The departure of the United Kingdom (UK) from the European Union (EU) has disturbed the global order in many ways. But the economic reconfiguration that follows may forge an unexpected and welcome result – that is, a stronger role for so-called ‘middle powers’ to lead a recovery in free trade and multilateralism.
Today, the global balance of power revolves around three economic superpowers: the United States, the European Union, and China. Yet the relative autarky and increasing protectionism of the three superpowers, together with the “overinclusiveness” and therefore cumbersome nature of the World Trade Organization (WTO), have arguably hindered progress when it comes to bringing trade arrangements up to date and making them fit for purpose in a rapidly changing world.

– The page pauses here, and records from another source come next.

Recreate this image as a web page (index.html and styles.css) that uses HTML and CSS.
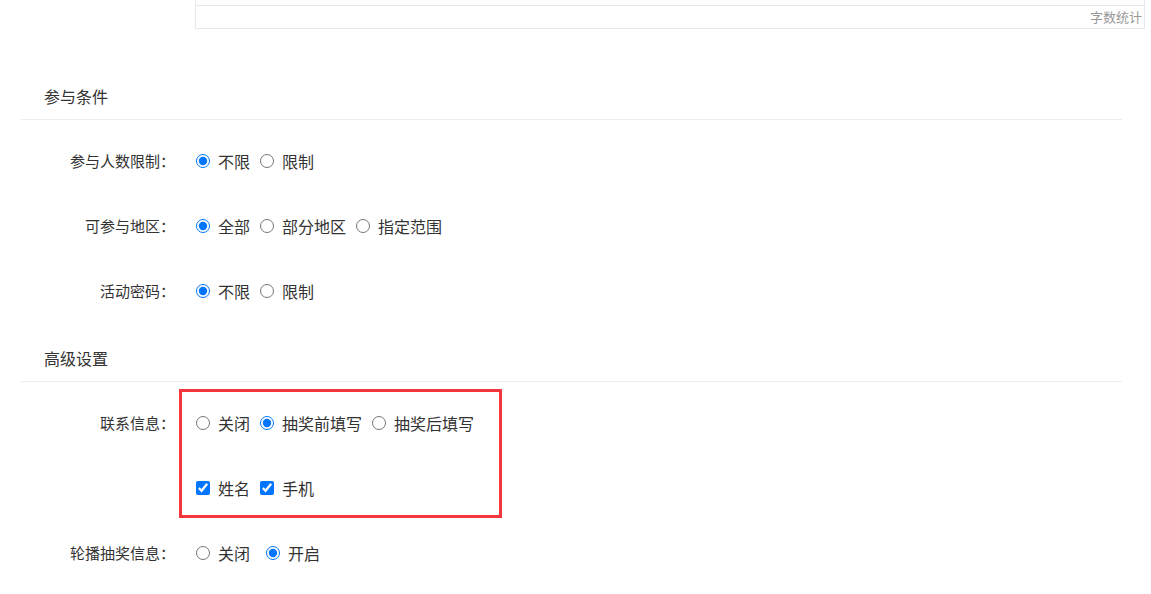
FILE: index.html
```html
<!DOCTYPE html>
<html lang="zh-CN">

<head>
    <meta charset="UTF-8">
    <meta name="viewport" content="width=device-width, initial-scale=1.0">
    <title>活动设置</title>
    <link rel="stylesheet" href="styles.css">
</head>

<body>
    <div class="editor">
        <div class="editor-body"></div>
        <div class="editor-count">字数统计</div>
    </div>

    <section class="section first">
        <h2 class="section-title">参与条件</h2>
        <div class="row">
            <span class="label">参与人数限制：</span>
            <div class="options">
                <label class="opt"><input type="radio" name="limit" checked>不限</label>
                <label class="opt"><input type="radio" name="limit">限制</label>
            </div>
        </div>
        <div class="row">
            <span class="label">可参与地区：</span>
            <div class="options">
                <label class="opt"><input type="radio" name="area" checked>全部</label>
                <label class="opt"><input type="radio" name="area">部分地区</label>
                <label class="opt"><input type="radio" name="area">指定范围</label>
            </div>
        </div>
        <div class="row">
            <span class="label">活动密码：</span>
            <div class="options">
                <label class="opt"><input type="radio" name="pwd" checked>不限</label>
                <label class="opt"><input type="radio" name="pwd">限制</label>
            </div>
        </div>
    </section>

    <section class="section">
        <h2 class="section-title">高级设置</h2>
        <div class="row">
            <span class="label">联系信息：</span>
            <div class="options">
                <label class="opt"><input type="radio" name="contact">关闭</label>
                <label class="opt"><input type="radio" name="contact" checked>抽奖前填写</label>
                <label class="opt"><input type="radio" name="contact">抽奖后填写</label>
            </div>
        </div>
        <div class="row">
            <span class="label"></span>
            <div class="options">
                <label class="opt"><input type="checkbox" checked>姓名</label>
                <label class="opt"><input type="checkbox" checked>手机</label>
            </div>
        </div>
        <div class="row">
            <span class="label">轮播抽奖信息：</span>
            <div class="options">
                <label class="opt wide"><input type="radio" name="loop">关闭</label>
                <label class="opt"><input type="radio" name="loop" checked>开启</label>
            </div>
        </div>
    </section>

    <!-- annotation box -->
    <div class="highlight"></div>
</body>

</html>
```

FILE: styles.css
```css
* {
    margin: 0;
    padding: 0;
    box-sizing: border-box;
}

body {
    position: relative;
    background-color: #fff;
    color: #333;
    font-family: "Noto Sans CJK SC", "Noto Sans", sans-serif;
    font-size: 15px;
}

.editor {
    margin-left: 195px;
    width: 950px;
    border: 1px solid #e8e8e8;
    border-top: none;
}

.editor-body {
    height: 6px;
    border-bottom: 1px solid #e8e8e8;
}

.editor-count {
    height: 22px;
    line-height: 22px;
    text-align: right;
    padding-right: 2px;
    font-size: 13px;
    color: #999;
}

.section {
    margin-left: 21px;
    width: 1101px;
    margin-top: 14px;
}

.section.first {
    margin-top: 46px;
}

.section-title {
    height: 45px;
    line-height: 42px;
    padding-left: 23px;
    font-size: 16px;
    font-weight: normal;
    border-bottom: 1px solid #ececec;
    margin-bottom: 8px;
}

.row {
    display: flex;
    align-items: center;
    height: 65px;
}

.label {
    width: 154px;
    text-align: right;
    font-size: 15px;
}

.options {
    display: flex;
    align-items: center;
    margin-left: 21px;
    font-size: 16px;
}

.opt {
    display: flex;
    align-items: center;
    margin-right: 10px;
    cursor: pointer;
}

.opt.wide {
    margin-right: 16px;
}

.opt input {
    width: 14px;
    height: 14px;
    margin: 0 8px 0 0;
}

.highlight {
    position: absolute;
    left: 179px;
    top: 389px;
    width: 323px;
    height: 129px;
    border: 3px solid #f5363c;
    pointer-events: none;
}
```
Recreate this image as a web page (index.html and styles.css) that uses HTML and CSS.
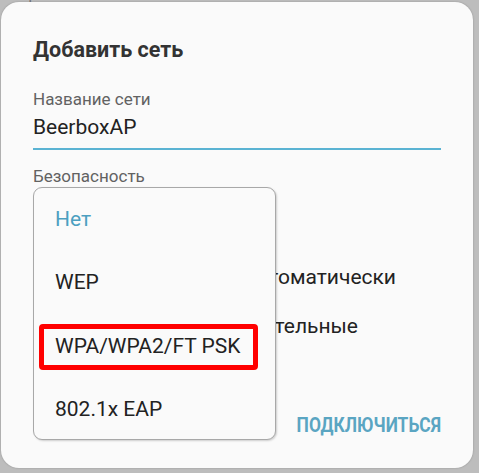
FILE: index.html
```html
<!DOCTYPE html>
<html lang="ru">
<head>
<meta charset="utf-8">
<title>Добавить сеть</title>
<link rel="stylesheet" href="styles.css">
</head>
<body>
<div class="screen">
  <div class="peek"><span>Сохранённые сети</span></div>
  <div class="dialog">
    <h2 class="title">Добавить сеть</h2>
    <div class="field">
      <div class="label">Название сети</div>
      <div class="input">BeerboxAP</div>
    </div>
    <div class="field">
      <div class="label">Безопасность</div>
      <div class="select"></div>
    </div>
    <div class="rows">
      <div class="row row-auto">Подключаться автоматически</div>
      <div class="row row-adv">Дополнительные</div>
    </div>
    <div class="actions">
      <button class="btn">ПОДКЛЮЧИТЬСЯ</button>
    </div>
    <ul class="menu">
      <li class="item selected">Нет</li>
      <li class="item">WEP</li>
      <li class="item marked">WPA/WPA2/FT PSK</li>
      <li class="item">802.1x EAP</li>
    </ul>
  </div>
</div>
</body>
</html>
```
FILE: styles.css
```css
*, *::before, *::after { box-sizing: border-box; }
html, body { margin: 0; padding: 0; }
body {
  background: #bdbdbd;
  font-family: Roboto, "Noto Sans", "Liberation Sans", sans-serif;
  width: 479px;
  height: 473px;
  overflow: hidden;
}
.screen {
  padding: 0 6px 5px 1px;
}
.peek {
  height: 2px;
  overflow: hidden;
  padding-left: 2px;
}
.peek span {
  display: block;
  margin-top: -13px;
  font-size: 15px;
  line-height: 15px;
  color: #777;
}
.dialog {
  position: relative;
  height: 466px;
  background: #fafafa;
  border-radius: 18px;
  padding: 34px 32px 0 32px;
  box-shadow: 0 0 2px rgba(0,0,0,0.25);
}
.title {
  margin: 0;
  font-size: 21.5px;
  line-height: 28px;
  font-weight: 700;
  color: #333;
}
.field { display: flex; flex-direction: column; }
.label {
  font-size: 17px;
  line-height: 20px;
  color: #626262;
}
.title + .field { margin-top: 25px; }
.input {
  margin-top: 4px;
  font-size: 21px;
  line-height: 28px;
  color: #222;
  padding-bottom: 7px;
  border-bottom: 2px solid #5ab3d3;
}
.field + .field { margin-top: 16px; }
.select {
  height: 67px;
}
.rows { display: flex; flex-direction: column; }
.row {
  height: 49px;
  line-height: 49px;
  font-size: 21px;
  color: #222;
  text-align: right;
  white-space: nowrap;
}
.row-auto { padding-right: 45px; }
.row-adv { padding-right: 83px; }
.actions {
  margin-top: 50px;
  display: flex;
  justify-content: flex-end;
}
.btn {
  height: 48px;
  border: 0;
  background: none;
  padding: 0;
  font-family: Roboto, "Noto Sans", sans-serif;
  font-weight: 700;
  font-size: 20px;
  color: #5aa5c2;
  transform: scaleX(0.87);
  transform-origin: right center;
}
.menu {
  position: absolute;
  left: 32px;
  top: 185px;
  width: 243px;
  height: 253px;
  margin: 0;
  padding: 0;
  list-style: none;
  background: #fafafa;
  border: 1px solid #a8a8a8;
  border-radius: 9px;
  box-shadow: 1px 1px 2px rgba(0,0,0,0.18);
}
.item {
  position: relative;
  height: 63.4px;
  line-height: 63.4px;
  padding-left: 21px;
  font-size: 21px;
  color: #222;
}
.item.selected { color: #4c9fc0; }
.item.marked::after {
  content: "";
  position: absolute;
  left: 5px;
  top: 9px;
  width: 219px;
  height: 46px;
  border: 5px solid #ff0000;
  border-radius: 4px;
}
```
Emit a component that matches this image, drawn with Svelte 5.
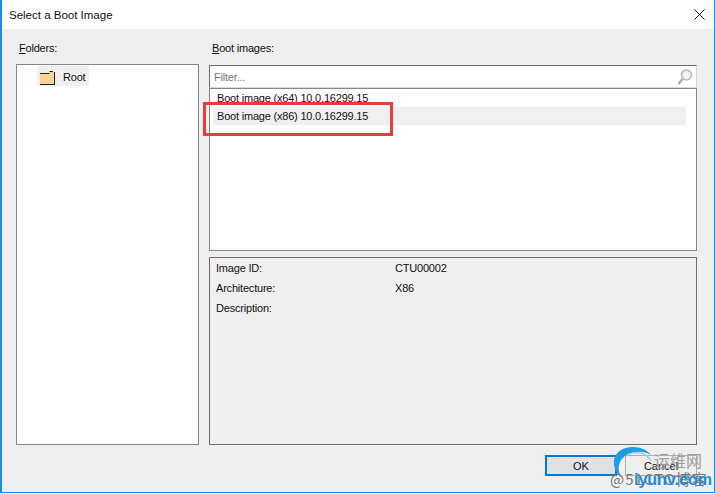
<script>
  const details = [
    ['Image ID:', 'CTU00002'],
    ['Architecture:', 'X86'],
    ['Description:', '']
  ];
</script>

<div class="window">
  <header class="titlebar">
    <span>Select a Boot Image</span>
    <svg class="close" width="11" height="11" viewBox="0 0 11 11"><path d="M0.5 0.5 10.5 10.5M10.5 0.5 0.5 10.5" stroke="#111" stroke-width="1" fill="none"/></svg>
  </header>
  <main class="body">
    <div class="columns">
      <section class="left">
        <div class="label"><u>F</u>olders:</div>
        <div class="tree">
          <div class="node">
            <svg class="folder" width="15" height="14" viewBox="0 0 15 14">
              <path d="M0 2H9.500V0.500H12V1H15V14H0Z" fill="#fbd28f"/>
              <path d="M0 13.500H15M14.500 1V14M9.500 0.500H13M0 2.500H9.500" stroke="#222" stroke-width="1" fill="none"/>
              <path d="M1 3.500H14" stroke="#e9e2b0" stroke-width="1"/>
            </svg>
            <span class="root-name">Root</span>
          </div>
        </div>
      </section>
      <section class="right">
        <div class="label"><u>B</u>oot images:</div>
        <div class="filter">
          <span>Filter...</span>
          <svg class="search" width="16" height="18" viewBox="0 0 16 18">
            <circle cx="9.500" cy="7" r="5" fill="#f2f2f2" stroke="#b5b5b5" stroke-width="1.400"/>
            <path d="M5.500 11 1.500 16" stroke="#a8a8a8" stroke-width="2.400" fill="none"/>
          </svg>
        </div>
        <div class="list">
          <div class="row">Boot image (x64) 10.0.16299.15</div>
          <div class="row selected">Boot image (x86) 10.0.16299.15</div>
        </div>
        <div class="details">
          {#each details as [k, v]}
            <div class="detail"><span class="key">{k}</span><span>{v}</span></div>
          {/each}
        </div>
      </section>
    </div>
    <footer class="buttons">
      <button class="ok">OK</button>
      <button class="cancel">Cancel</button>
    </footer>
  </main>

  <div class="highlight"></div>

  <div class="watermark">
    <svg width="70" height="50" viewBox="0 0 70 50">
      <path d="M14 38C1 28 3 7 25 7C33 7 39 10 43 15C36 11 28 11 20 14C10 19 8 30 14 38Z" fill="#1f9be8"/>
      <path d="M19 15C28 10 39 13 43 21" stroke="#8fcdf2" stroke-width="1.500" fill="none"/>
    </svg>
    <span class="wm-cn">运维网</span>
    <span class="wm-blog">@51CTO博客</span>
    <span class="wm-site">iyunv.com</span>
  </div>
</div>

<style>
  :global(body) { margin: 0; }
  .window {
    position: relative;
    box-sizing: border-box;
    width: 715px;
    height: 493px;
    overflow: hidden;
    display: flex;
    flex-direction: column;
    background: #efefef;
    border-left: 2px solid #1a8ae6;
    border-right: 1px solid #1a8ae6;
    border-bottom: 1px solid #1a8ae6;
    font-family: "Liberation Sans", Arial, sans-serif;
    font-size: 11px;
    letter-spacing: -0.2px;
    color: #111;
  }
  .titlebar {
    height: 29px;
    flex: none;
    background: #fff;
    display: flex;
    align-items: center;
    justify-content: space-between;
    padding: 0 9px 0 7px;
    font-size: 11.5px;
    letter-spacing: 0;
  }
  .close { margin-top: -1px; }
  .body {
    flex: 1;
    display: flex;
    flex-direction: column;
    padding: 11px 17px 15px 14px;
  }
  .columns {
    display: flex;
    gap: 10px;
    height: 405px;
  }
  .left { width: 183px; display: flex; flex-direction: column; }
  .right { flex: 1; display: flex; flex-direction: column; }
  .label { height: 24px; line-height: 16px; padding-left: 3px; }
  .tree {
    flex: 1;
    background: #fff;
    border: 1px solid #828790;
    padding: 1px 0 0 20px;
  }
  .node {
    box-sizing: border-box;
    width: 52px;
    height: 20px;
    background: #f0f0f0;
    display: flex;
    align-items: center;
    gap: 8px;
    padding-left: 3px;
  }
  .folder { margin-top: 4px; }
  .root-name { margin-top: 2px; }
  .filter {
    height: 23px;
    margin-top: 1px;
    box-sizing: border-box;
    background: #fff;
    border: 1px solid #d9d9d9;
    border-top: 1px solid #6d6d6d;
    border-left: 1px solid #6d6d6d;
    display: flex;
    align-items: center;
    justify-content: space-between;
    padding: 0 3px 0 4px;
    color: #777;
  }
  .list {
    height: 163px;
    box-sizing: border-box;
    background: #fff;
    border: 1px solid #828790;
    padding: 0 10px 0 3px;
  }
  .row { height: 18px; line-height: 18px; padding-left: 4px; }
  .selected { background: #f0f0f0; }
  .details {
    flex: 1;
    margin-top: 6px;
    border: 1px solid #6d6d6d;
    padding: 0 0 0 6px;
  }
  .detail { display: flex; height: 20px; line-height: 20px; }
  .key { width: 179px; }
  .buttons {
    display: flex;
    justify-content: flex-end;
    gap: 8px;
    margin-top: 10px;
  }
  button {
    box-sizing: border-box;
    width: 72px;
    height: 21px;
    padding: 0;
    font: inherit;
    letter-spacing: 0;
    color: #111;
    background: #e1e1e1;
    border: 1px solid #adadad;
  }
  .ok { border: 2px solid #0078d7; }
  .cancel { background: #eeeeee; }
  .highlight {
    position: absolute;
    left: 201px;
    top: 102px;
    width: 190px;
    height: 34px;
    box-sizing: border-box;
    border: 3px solid #ef3a3a;
  }
  .watermark {
    position: absolute;
    left: 598px;
    top: 440px;
    width: 114px;
    height: 52px;
    letter-spacing: 0;
  }
  .watermark svg { position: absolute; left: 8px; top: 0; }
  .wm-cn { position: absolute; left: 54px; top: 11px; font: 16px/18px "Noto Sans CJK SC", sans-serif; color: #a0a0a0; }
  .wm-blog { position: absolute; left: 10px; top: 30px; font: 15px/17px "Noto Sans CJK SC", sans-serif; letter-spacing: 1px; color: #777; white-space: nowrap; }
  .wm-site { position: absolute; left: 34px; top: 31px; font: bold 16px/18px "Liberation Sans", sans-serif; color: #1b8fdc; }
</style>
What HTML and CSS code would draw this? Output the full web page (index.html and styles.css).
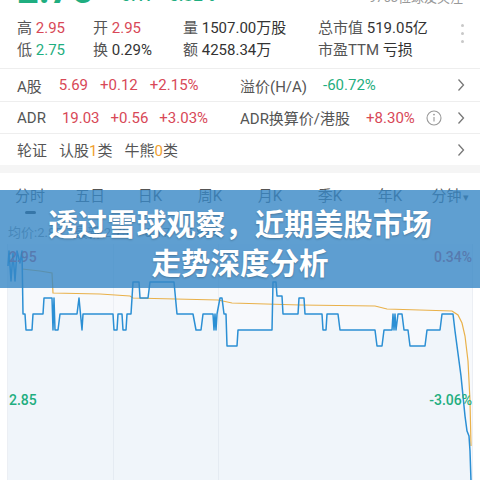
FILE: index.html
```html
<!DOCTYPE html>
<html lang="zh">
<head>
<meta charset="utf-8">
<link rel="stylesheet" href="styles.css">
</head>
<body>
<div class="page">
  <div class="head">
    <span class="big-price">2.75</span>
    <span class="chg">-0.17&nbsp;&nbsp;-5.82%</span>
    <span class="fans">9763位球友关注</span>
  </div>

  <div class="stats">
    <div class="stat-grid">
      <div><span class="lbl">高</span> <span class="up">2.95</span></div>
      <div><span class="lbl">开</span> <span class="up">2.95</span></div>
      <div><span class="lbl">量</span> 1507.00万股</div>
      <div><span class="lbl">总市值</span> 519.05亿</div>
      <div><span class="lbl">低</span> <span class="down">2.75</span></div>
      <div><span class="lbl">换</span> 0.29%</div>
      <div><span class="lbl">额</span> 4258.34万</div>
      <div><span class="lbl">市盈TTM</span> 亏损</div>
    </div>
    <div class="dots"><i></i><i></i><i></i></div>
  </div>

  <div class="row r1">
    <div class="cell"><span class="lbl">A股</span><span class="up">5.69</span><span class="up">+0.12</span><span class="up">+2.15%</span></div>
    <div class="cell"><span class="lbl">溢价(H/A)</span><span class="down">-60.72%</span></div>
    <svg class="chev" viewBox="0 0 8 14" width="8" height="14"><polyline points="1.5,1.5 6.5,7 1.5,12.5"/></svg>
  </div>
  <div class="row r2">
    <div class="cell"><span class="lbl">ADR</span><span class="up">19.03</span><span class="up">+0.56</span><span class="up">+3.03%</span></div>
    <div class="cell"><span class="lbl">ADR换算价/港股</span><span class="up">+8.30%</span>
      <svg class="info-ic" viewBox="0 0 16 16" width="16" height="16"><circle cx="8" cy="8" r="7"/><line x1="8" y1="7" x2="8" y2="11.5"/><circle class="dot" cx="8" cy="4.6" r="0.9"/></svg>
    </div>
    <svg class="chev" viewBox="0 0 8 14" width="8" height="14"><polyline points="1.5,1.5 6.5,7 1.5,12.5"/></svg>
  </div>
  <div class="row r3 last">
    <div class="cell wide"><span class="lbl">轮证</span><span class="lbl tight">认股<b class="orange">1</b>类</span><span class="lbl tight">牛熊<b class="orange">0</b>类</span></div>
    <svg class="chev" viewBox="0 0 8 14" width="8" height="14"><polyline points="1.5,1.5 6.5,7 1.5,12.5"/></svg>
  </div>

  <div class="band"></div>

  <div class="tabs">
    <div class="tab active">分时</div>
    <div class="tab">五日</div>
    <div class="tab">日K</div>
    <div class="tab">周K</div>
    <div class="tab">月K</div>
    <div class="tab">季K</div>
    <div class="tab">年K</div>
    <div class="tab">分钟<span class="caret">▾</span></div>
  </div>
  <div class="ind-row"><span class="indicator"></span></div>

  <div class="info">
    <span>均价:2.85</span><span>最新:2.75</span><span>-0.17</span><span>-5.82%</span>
  </div>

  <div class="chart">
    <svg class="chart-svg" viewBox="0 243 480 237" width="480" height="237">
      <rect x="7" y="243" width="466" height="237" fill="#f7f9fc"/>
      <line class="grid" x1="7.5" y1="243" x2="7.5" y2="480"/>
      <line class="grid" x1="113.5" y1="243" x2="113.5" y2="480"/>
      <line class="grid" x1="218.5" y1="243" x2="218.5" y2="480"/>
      <line class="grid" x1="472.5" y1="243" x2="472.5" y2="480"/>
      <polygon class="area" points="8,265 9,250 11,280 13,252 15,280 17,250 20,262 22,250 23,313 25,313 26,329 32,329 33,313 43,313 44,297 52,297 53,329 54,297 55,329 58,329 60,313 77,313 79,297 82,329 83,313 113,313 114,329 117,329 118,313 122,313 123,329 126,329 127,313 131,313 133,281 139,281 140,297 148,297 150,281 174,281 177,313 193,313 196,329 201,329 203,313 213,313 214,329 215,313 216,329 217,313 220,297 222,297 224,313 226,313 227,345 237,345 238,329 272,329 273,281 276,281 277,295 282,295 283,313 298,313 299,297 304,297 305,313 322,313 323,329 326,329 327,313 338,313 340,329 375,329 377,345 382,345 384,329 392,329 393,313 394,329 395,313 396,329 398,313 402,313 404,329 408,329 410,345 425,345 427,329 440,329 442,313 453,313 455,330 457,345 459,360 461,375 463,395 465,415 467,430 469,435 470,450 471,480 8,480"/>
      <polyline class="avg" points="22,268 40,270 52,272 53,292 100,293 130,295 133,297 218,299 232,302 300,304 375,305 387,308 452,310 458,314 462,322 465,335 468,360 470,400 471,445"/>
      <polyline class="price" points="8,265 9,250 11,280 13,252 15,280 17,250 20,262 22,250 23,313 25,313 26,329 32,329 33,313 43,313 44,297 52,297 53,329 54,297 55,329 58,329 60,313 77,313 79,297 82,329 83,313 113,313 114,329 117,329 118,313 122,313 123,329 126,329 127,313 131,313 133,281 139,281 140,297 148,297 150,281 174,281 177,313 193,313 196,329 201,329 203,313 213,313 214,329 215,313 216,329 217,313 220,297 222,297 224,313 226,313 227,345 237,345 238,329 272,329 273,281 276,281 277,295 282,295 283,313 298,313 299,297 304,297 305,313 322,313 323,329 326,329 327,313 338,313 340,329 375,329 377,345 382,345 384,329 392,329 393,313 394,329 395,313 396,329 398,313 402,313 404,329 408,329 410,345 425,345 427,329 440,329 442,313 453,313 455,330 457,345 459,360 461,375 463,395 465,415 467,430 469,435 470,450 471,480"/>
    </svg>
    <span class="axis tl up">2.95</span>
    <span class="axis tr up">0.34%</span>
    <span class="axis bl down">2.85</span>
    <span class="axis br down">-3.06%</span>
  </div>

  <div class="banner">
    <div class="banner-line">透过雪球观察，近期美股市场</div>
    <div class="banner-line">走势深度分析</div>
  </div>
</div>
</body>
</html>
```
FILE: styles.css
```css
* { box-sizing: border-box; margin: 0; padding: 0; }
html, body { width: 480px; height: 480px; overflow: hidden; background: #fff; }
body {
  font-family: "Roboto", "Noto Sans CJK SC", sans-serif;
  color: #333;
  font-size: 15px;
}
.page { position: relative; width: 480px; height: 480px; overflow: hidden; }

.up { color: #d84857; }
.down { color: #1fae80; }
.lbl { color: #555; }
.orange { color: #f0a030; font-weight: 400; }

/* cut-off header */
.head {
  display: flex;
  align-items: flex-end;
  height: 40px;
  margin-top: -32px;
  padding: 0 17px;
  overflow: hidden;
}
.big-price { font-size: 38px; font-weight: 700; color: #1fae80; line-height: 38px; margin-bottom: -1px; }
.chg { font-size: 17px; font-weight: 500; color: #1fae80; margin-left: 22px; line-height: 17px; margin-bottom: 4px; }
.fans { margin-left: auto; font-size: 13px; color: #999; line-height: 13px; margin-bottom: 4px; }

/* stats */
.stats {
  display: flex;
  padding: 7px 16px 9px 17px;
  border-bottom: 1px solid #eeeeee;
}
.stat-grid {
  display: grid;
  grid-template-columns: 76px 90px 135px 1fr;
  grid-auto-rows: 22px;
  align-items: center;
  flex: 1;
  white-space: nowrap;
}
.dots { display: flex; flex-direction: column; gap: 5px; padding-top: 9px; }
.dots i { display: block; width: 3px; height: 3px; border-radius: 50%; background: #c8c8c8; }

/* list rows */
.row {
  display: grid;
  grid-template-columns: 223px 1fr auto;
  align-items: center;
  height: 33px;
  padding: 0 15px 0 17px;
  border-bottom: 1px solid #eeeeee;
  white-space: nowrap;
}
.row.r2 { height: 32px; }
.row.r3 { height: 31px; border-bottom: none; }
.cell { display: flex; align-items: center; gap: 11px; }
.cell .lbl + span { margin-left: 5px; }
.row.r1 .cell:first-child { gap: 12px; }
.cell.wide { grid-column: 1 / 3; gap: 12px; }
.cell.wide .lbl + .tight { margin-left: 0; }
.tight b { font-weight: 400; }
.chev { fill: none; stroke: #777; stroke-width: 1.3; }
.info-ic { fill: none; stroke: #999; stroke-width: 1.1; }
.info-ic .dot { fill: #999; stroke: none; }

.band { height: 8px; background: #f5f5f5; }

/* tabs */
.tabs {
  display: grid;
  grid-template-columns: repeat(8, 60px);
  height: 34px;
  margin-top: 4px;
  align-items: center;
  justify-items: center;
  color: #555;
  white-space: nowrap;
}
.tab { position: relative; }
.caret { font-size: 11px; margin-left: 1px; color: #555; }
.ind-row { height: 3px; }
.indicator { display: block; width: 11px; height: 3px; margin-left: 25px; border-radius: 2px; background: #333; }

.info {
  display: flex;
  gap: 12px;
  padding: 8px 0 0 8px;
  height: 30px;
  line-height: 22px;
  font-size: 13px;
  color: #888;
  white-space: nowrap;
}

/* chart */
.chart { position: relative; height: 237px; }
.chart-svg { display: block; }
.grid { stroke: #eceff4; stroke-width: 1; }
.area { fill: rgba(43, 143, 212, 0.035); stroke: none; }
.price { fill: none; stroke: #2b8fd4; stroke-width: 1.5; stroke-linejoin: round; }
.avg { fill: none; stroke: #e9b14a; stroke-width: 1.2; }
.axis { position: absolute; font-size: 14px; font-weight: 500; line-height: 16px; }
.axis.tl { left: 9px; top: 5px; }
.axis.tr { right: 8px; top: 5px; }
.axis.bl { left: 9px; top: 148px; }
.axis.br { right: 8px; top: 148px; }

/* overlay title */
.banner {
  position: absolute;
  left: 0;
  right: 0;
  top: 190px;
  height: 98px;
  padding-top: 5px;
  background: rgba(55, 135, 197, 0.8);
  display: flex;
  flex-direction: column;
  justify-content: center;
  align-items: center;
}
.banner-line {
  font-family: "Noto Sans CJK SC", sans-serif;
  font-weight: 700;
  font-size: 29.5px;
  line-height: 39px;
  color: #fff;
  white-space: nowrap;
  text-shadow: 0 1px 2px rgba(0, 0, 0, 0.25);
}
```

In the context of trade, departing the EU single market makes the UK one of the leading middle powers. However, challenges lie ahead. The UK’s proposed free trade agreement with Australia and its application to accede to the CPTPP are perhaps litmus tests of its political commitment to free trade. These proposed policies will also test its ability to capitalize on its freedom of action to deepen, diversity, and build resilience into its trade relationships.
Currently free from superpower involvement, the CPTPP could become transformational. As an influential grouping of middle powers rivaling the economic superpowers, it could enable countries committed to free trade to forge ahead with deeper economic engagement, thereby rejuvenating international trade.